Non, ce n’est pas ça. Vous faites allusion à ce que j’ai dit lors du débat sur la feuille de route. Ce que j’ai dit, c’est qu’il faut laisser les médias, surtout les médias publics, faire leur travail. Le politique s’est souvent ingéré dans la gestion des médias, même dans les débats d’idées. Je connais d’excellents journalistes à l’ORTM, qui ont des idées d’organiser des débats qui ont été refusés par la direction ou par le département. Lorsque ces débats ont eu lieu, on visionne d’abord la cassette, on écoute la cassette avant la diffusion, on enlève même souvent des parties de ces débats, donc on censure. Ce ne sont pas des journalistes qui sont en faute, c’est l’autorité. C’est ça que j’ai dénoncé. Pour moi, la liberté de la presse est essentielle dans une démocratie, et la presse qu’elle soit publique ou privée, elle a droit aux mêmes libertés.

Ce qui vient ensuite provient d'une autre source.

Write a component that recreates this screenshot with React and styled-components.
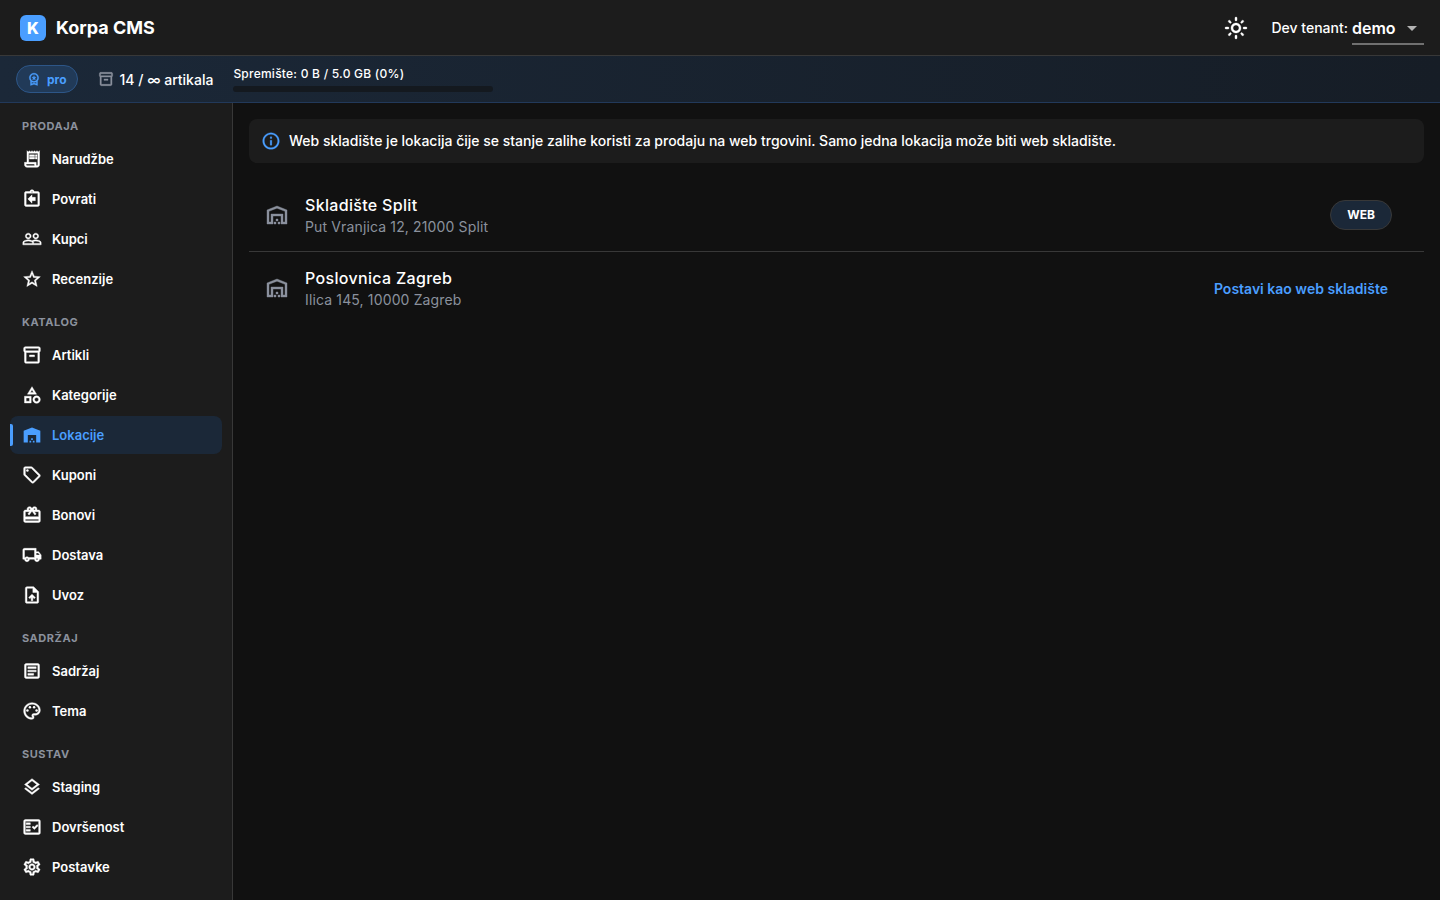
import { useState } from 'react';
import styled, { createGlobalStyle } from 'styled-components';
import {
  MdArrowDropDown,
  MdCardGiftcard,
  MdInfoOutline,
  MdOutlineArticle,
  MdOutlineAssignmentReturn,
  MdOutlineCategory,
  MdOutlineFactCheck,
  MdOutlineInventory2,
  MdOutlineLayers,
  MdOutlineLightMode,
  MdOutlineLocalShipping,
  MdOutlinePalette,
  MdOutlineReceiptLong,
  MdOutlineSell,
  MdOutlineSettings,
  MdOutlineUploadFile,
  MdOutlineWarehouse,
  MdOutlineWorkspacePremium,
  MdPeopleOutline,
  MdStarOutline,
  MdWarehouse,
} from 'react-icons/md';

const GlobalStyle = createGlobalStyle`
  :root {
    --bg: #111111;
    --surface: #1c1c1c;
    --line: #383838;
    --text: #ffffff;
    --muted: #8b919d;
    --accent: #4a9eff;
    --accent-bg: #1b2838;
  }
  * {
    box-sizing: border-box;
  }
  body {
    margin: 0;
    background: var(--bg);
    color: var(--text);
    font-family: Inter, 'Liberation Sans', sans-serif;
    font-size: 14px;
    -webkit-font-smoothing: antialiased;
  }
  button, select {
    font-family: inherit;
    color: inherit;
    border: none;
    background: none;
    padding: 0;
    cursor: pointer;
  }
  svg {
    flex: none;
    display: block;
  }
`;

const Page = styled.div`
  display: flex;
  flex-direction: column;
  min-height: 100vh;
`;

const HeaderBlock = styled.header`
  display: flex;
  justify-content: space-between;
  align-items: center;
  height: 56px;
  padding: 0 16px 0 20px;
  background: var(--surface);
  border-bottom: 1px solid var(--line);
`;

const Logo = styled.div`
  display: flex;
  align-items: center;
  gap: 10px;

  .mark {
    display: grid;
    place-items: center;
    width: 26px;
    height: 26px;
    border-radius: 6px;
    background: var(--accent);
    font-size: 16px;
    font-weight: 800;
  }
  .title {
    font-size: 18px;
    font-weight: 700;
  }
`;

const HeaderMenu = styled.div`
  display: flex;
  align-items: center;
  gap: 24px;

  button path:not([fill='none']) {
    stroke-width: 0.4;
  }
`;

const TenantField = styled.div`
  display: flex;
  align-items: center;
  gap: 4px;

  label {
    font-weight: 500;
  }
`;

const SelectBox = styled.div`
  position: relative;
  border-bottom: 2px solid #707070;

  select {
    display: block;
    appearance: none;
    width: 72px;
    height: 32px;
    padding-top: 2px;
    font-size: 16px;
    font-weight: 600;
    outline: none;
  }
  option {
    background: var(--surface);
  }
  svg {
    position: absolute;
    right: 0;
    top: 5px;
    color: #b3b3b3;
    pointer-events: none;
  }
`;

const PlanBar = styled.div`
  display: flex;
  align-items: center;
  gap: 20px;
  height: 47px;
  padding: 0 16px;
  background: linear-gradient(90deg, #1b2838, #161d26);
  border-bottom: 1px solid #22395a;

  path:not([fill='none']) {
    stroke-width: 0.6;
  }
`;

const PlanPill = styled.span`
  display: flex;
  align-items: center;
  gap: 6px;
  height: 28px;
  padding: 0 10px;
  border: 1px solid #2d5688;
  border-radius: 14px;
  background: #213a58;
  color: var(--accent);
  font-size: 12px;
  font-weight: 700;
`;

const Quota = styled.span`
  display: flex;
  align-items: center;
  gap: 6px;
  font-weight: 500;

  svg {
    color: var(--muted);
  }
`;

const Storage = styled.div`
  display: flex;
  flex-direction: column;
  gap: 4px;
  width: 260px;
  font-size: 12px;
  line-height: 16px;
  font-weight: 500;
  letter-spacing: 0.02em;

  .track {
    height: 6px;
    border-radius: 3px;
    background: #14191f;
    overflow: hidden;
  }
  .used {
    height: 100%;
    background: var(--accent);
  }
`;

const Body = styled.div`
  display: flex;
  flex: 1;
`;

const Sidebar = styled.nav`
  flex: none;
  width: 233px;
  padding: 0 10px 12px;
  background: var(--surface);
  border-right: 1px solid var(--line);
`;

const SectionTitle = styled.h2`
  margin: 0;
  padding: 16px 12px 6px;
  color: var(--muted);
  font-size: 11px;
  line-height: 14px;
  font-weight: 700;
  letter-spacing: 0.05em;
  text-transform: uppercase;
`;

const NavList = styled.ul`
  margin: 0;
  padding: 0;
  list-style: none;
`;

const NavItem = styled.a`
  position: relative;
  display: flex;
  align-items: center;
  gap: 10px;
  height: 38px;
  margin: 1px 0 2px;
  padding: 0 12px;
  border-radius: 8px;
  color: ${({ $active }) => ($active ? 'var(--accent)' : 'var(--text)')};
  background: ${({ $active }) => ($active ? 'var(--accent-bg)' : 'transparent')};
  font-size: 13px;
  font-weight: 600;
  text-decoration: none;

  path:not([fill='none']) {
    stroke-width: ${({ $active }) => ($active ? 0 : 0.5)};
  }

  &::before {
    content: '';
    display: ${({ $active }) => ($active ? 'block' : 'none')};
    position: absolute;
    left: 0;
    top: 8px;
    width: 3px;
    height: 22px;
    border-radius: 0 2px 2px 0;
    background: var(--accent);
  }

  li + li & {
    margin-top: 0;
  }
  li:last-child & {
    margin-bottom: 1px;
  }
`;

const Main = styled.main`
  flex: 1;
  min-width: 0;
  padding: 16px;
`;

const Notice = styled.p`
  display: flex;
  align-items: center;
  gap: 8px;
  margin: 0 0 16px;
  padding: 12px;
  border-radius: 8px;
  background: var(--surface);
  line-height: 20px;
  font-weight: 500;

  svg {
    color: var(--accent);
  }
  path:not([fill='none']) {
    stroke-width: 0.3;
  }
`;

const LocationList = styled.ul`
  margin: 0;
  padding: 0;
  list-style: none;
`;

const LocationRow = styled.li`
  display: flex;
  align-items: center;
  gap: 16px;
  min-height: 72px;
  padding: 0 32px 0 16px;

  & + & {
    border-top: 1px solid var(--line);
    min-height: 73px;
  }
  svg {
    color: var(--muted);
  }
  path:not([fill='none']) {
    stroke-width: 0.4;
  }
  .info {
    flex: 1;
  }
  .name {
    font-size: 16px;
    line-height: 24px;
    font-weight: 500;
    letter-spacing: 0.02em;
  }
  .address {
    color: var(--muted);
    line-height: 20px;
    letter-spacing: 0.01em;
  }
`;

const WebChip = styled.span`
  height: 30px;
  padding: 0 16px;
  border: 1px solid var(--line);
  border-radius: 15px;
  background: var(--accent-bg);
  font-size: 12px;
  line-height: 28px;
  font-weight: 700;
`;

const TextButton = styled.button`
  height: 40px;
  padding: 0 4px;
  color: var(--accent);
  font-size: 14px;
  font-weight: 600;
`;

const sections = [
  {
    title: 'Prodaja',
    items: [
      { label: 'Narudžbe', icon: MdOutlineReceiptLong },
      { label: 'Povrati', icon: MdOutlineAssignmentReturn },
      { label: 'Kupci', icon: MdPeopleOutline },
      { label: 'Recenzije', icon: MdStarOutline },
    ],
  },
  {
    title: 'Katalog',
    items: [
      { label: 'Artikli', icon: MdOutlineInventory2 },
      { label: 'Kategorije', icon: MdOutlineCategory },
      { label: 'Lokacije', icon: MdOutlineWarehouse, activeIcon: MdWarehouse },
      { label: 'Kuponi', icon: MdOutlineSell },
      { label: 'Bonovi', icon: MdCardGiftcard },
      { label: 'Dostava', icon: MdOutlineLocalShipping },
      { label: 'Uvoz', icon: MdOutlineUploadFile },
    ],
  },
  {
    title: 'Sadržaj',
    items: [
      { label: 'Sadržaj', icon: MdOutlineArticle },
      { label: 'Tema', icon: MdOutlinePalette },
    ],
  },
  {
    title: 'Sustav',
    items: [
      { label: 'Staging', icon: MdOutlineLayers },
      { label: 'Dovršenost', icon: MdOutlineFactCheck },
      { label: 'Postavke', icon: MdOutlineSettings },
    ],
  },
];

const locations = [
  { id: 1, name: 'Skladište Split', address: 'Put Vranjica 12, 21000 Split' },
  { id: 2, name: 'Poslovnica Zagreb', address: 'Ilica 145, 10000 Zagreb' },
];

const Header = () => {
  const [tenant, setTenant] = useState('demo');
  return (
    <HeaderBlock>
      <Logo>
        <span className='mark'>K</span>
        <span className='title'>Korpa CMS</span>
      </Logo>
      <HeaderMenu>
        <button type='button' aria-label='Svijetla tema'>
          <MdOutlineLightMode size={24} />
        </button>
        <TenantField>
          <label htmlFor='tenant'>Dev tenant:</label>
          <SelectBox>
            <select id='tenant' value={tenant} onChange={e => setTenant(e.target.value)}>
              <option value='demo'>demo</option>
            </select>
            <MdArrowDropDown size={24} />
          </SelectBox>
        </TenantField>
      </HeaderMenu>
    </HeaderBlock>
  )
}

const Plan = ({ used }) => (
  <PlanBar>
    <PlanPill>
      <MdOutlineWorkspacePremium size={14} />
      pro
    </PlanPill>
    <Quota>
      <MdOutlineInventory2 size={16} />
      14 / ∞ artikala
    </Quota>
    <Storage>
      <span>Spremište: 0 B / 5.0 GB ({used}%)</span>
      <div className='track'>
        <div className='used' style={{ width: `${used}%` }} />
      </div>
    </Storage>
  </PlanBar>
)

const App = () => {
  const [page, setPage] = useState('Lokacije');
  const [webId, setWebId] = useState(1);

  return (
    <Page>
      <GlobalStyle />
      <Header />
      <Plan used={0} />
      <Body>
        <Sidebar>
          {sections.map(({ title, items }) => (
            <section key={title}>
              <SectionTitle>{title}</SectionTitle>
              <NavList>
                {items.map(({ label, icon, activeIcon }) => {
                  const active = page === label;
                  const Icon = (active && activeIcon) || icon;
                  return (
                    <li key={label}>
                      <NavItem href='#' $active={active} onClick={() => setPage(label)}>
                        <Icon size={20} />
                        {label}
                      </NavItem>
                    </li>
                  )
                })}
              </NavList>
            </section>
          ))}
        </Sidebar>
        <Main>
          <Notice>
            <MdInfoOutline size={20} />
            Web skladište je lokacija čije se stanje zalihe koristi za prodaju na web trgovini. Samo jedna lokacija može biti web skladište.
          </Notice>
          <LocationList>
            {locations.map(({ id, name, address }) => (
              <LocationRow key={id}>
                <MdOutlineWarehouse size={24} />
                <div className='info'>
                  <div className='name'>{name}</div>
                  <div className='address'>{address}</div>
                </div>
                {id === webId ? (
                  <WebChip>WEB</WebChip>
                ) : (
                  <TextButton type='button' onClick={() => setWebId(id)}>
                    Postavi kao web skladište
                  </TextButton>
                )}
              </LocationRow>
            ))}
          </LocationList>
        </Main>
      </Body>
    </Page>
  )
}

export default App;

Certainement il y a des contraintes de service public, qui font que les médias d’Etat ne peuvent pas, bien entendu, s’autoriser une même liberté que la presse privée. Mais, si la presse publique n’est pas indépendante, totalement indépendante de l’autorité politique, évidemment, c’est la démocratie qui est menacée. C’est ce que j’ai dénoncé. Sinon je sais que nous avons d’excellents journalistes, d’excellents professionnels. Mais il faut qu’on les laisser faire leur travail, en conformité avec leur déontologie et leur conscience.
Un dernier mot ?
Je suis ravi que vous me posiez toutes ces questions là, qui interpellent tous les Maliens. Ce que je souhaite, c’est que de cette crise qu’on en tire toutes les leçons, que les Maliens se retrouvent sur l’essentiel pour les années à venir que plus jamais, que nous n’ayons plus une situation pareille. Cela suppose des sacrifices de la part de chaque Malien et de chaque Malienne. Je vous remercie.